How can you check if your ordered pair is the solution? How will you know you made a graphing error?

Provide feedback to the student concerning the error made and allow the student to revise his or her work. Offer strategies to help the student avoid minor errors. For example, suggest that the student check solutions in both of the original equations and check that each equation was graphed correctly.

Review what it means for an ordered pair to be a solution of a system of linear equations in two variables. Guide the student to demonstrate how (-3, 7) satisfies each equation. Ask the student to identify a point that is only on one of the graphed lines and demonstrate how it satisfies the equation associated with that line but not the other.

Provide additional opportunities to identify and justify solutions of graphed systems of equations. Emphasize the relationship between the graphs and the equations they represent, and guide the student to interpret the graphical outcomes in terms of the system of equations.

Got It

The student provides complete and correct responses to all components of the task.

The student correctly graphs both lines and identifies (-3, 7) as the solution of the system.
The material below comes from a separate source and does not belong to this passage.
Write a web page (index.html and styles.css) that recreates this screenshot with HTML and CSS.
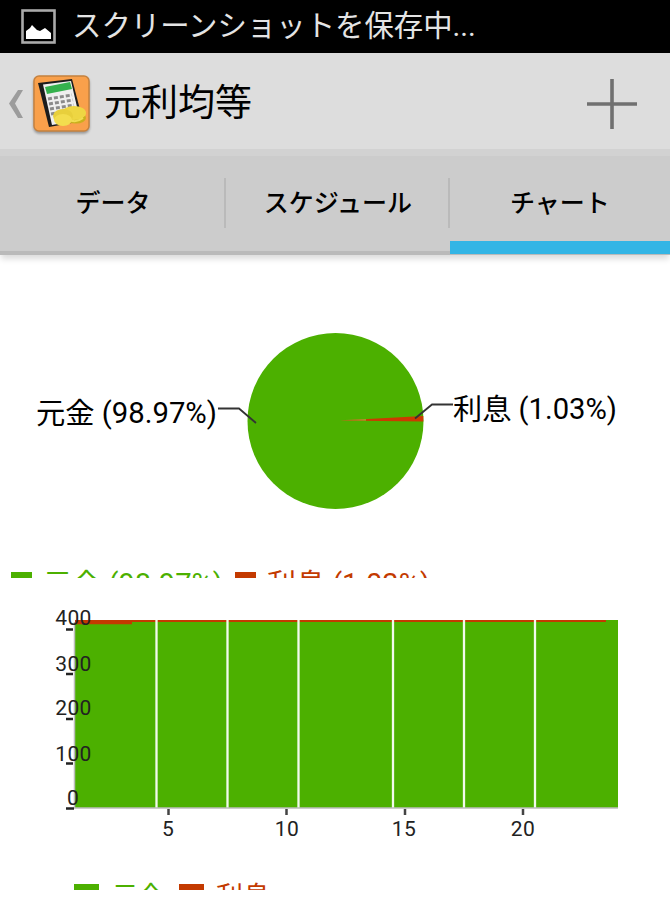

The student explains that it is the solution of the system because it is the point of intersection of the two graphs and will satisfy each equation in the system.

   

Why is the solution the point at which the two lines meet? What is the significance of this point?

Is (-3, 7) the only solution? How do you know?

Could you predict how many solutions there would be before you graphed the equations?

How many solutions will systems that graph as parallel lines have? Coinciding lines?

Discuss how many solutions systems represented by intersecting lines, parallel lines, and coinciding lines will have. Present three different systems of linear equations (one solution, no solution, infinitely many solutions) with each equation written in slope-intercept form. Ask the student to analyze the slopes and y-intercepts of the equations in each system and to predict how many solutions each system will have.

Consider implementing MFAS task Solving Systems of Linear Equations or MFAS task How Many Solutions?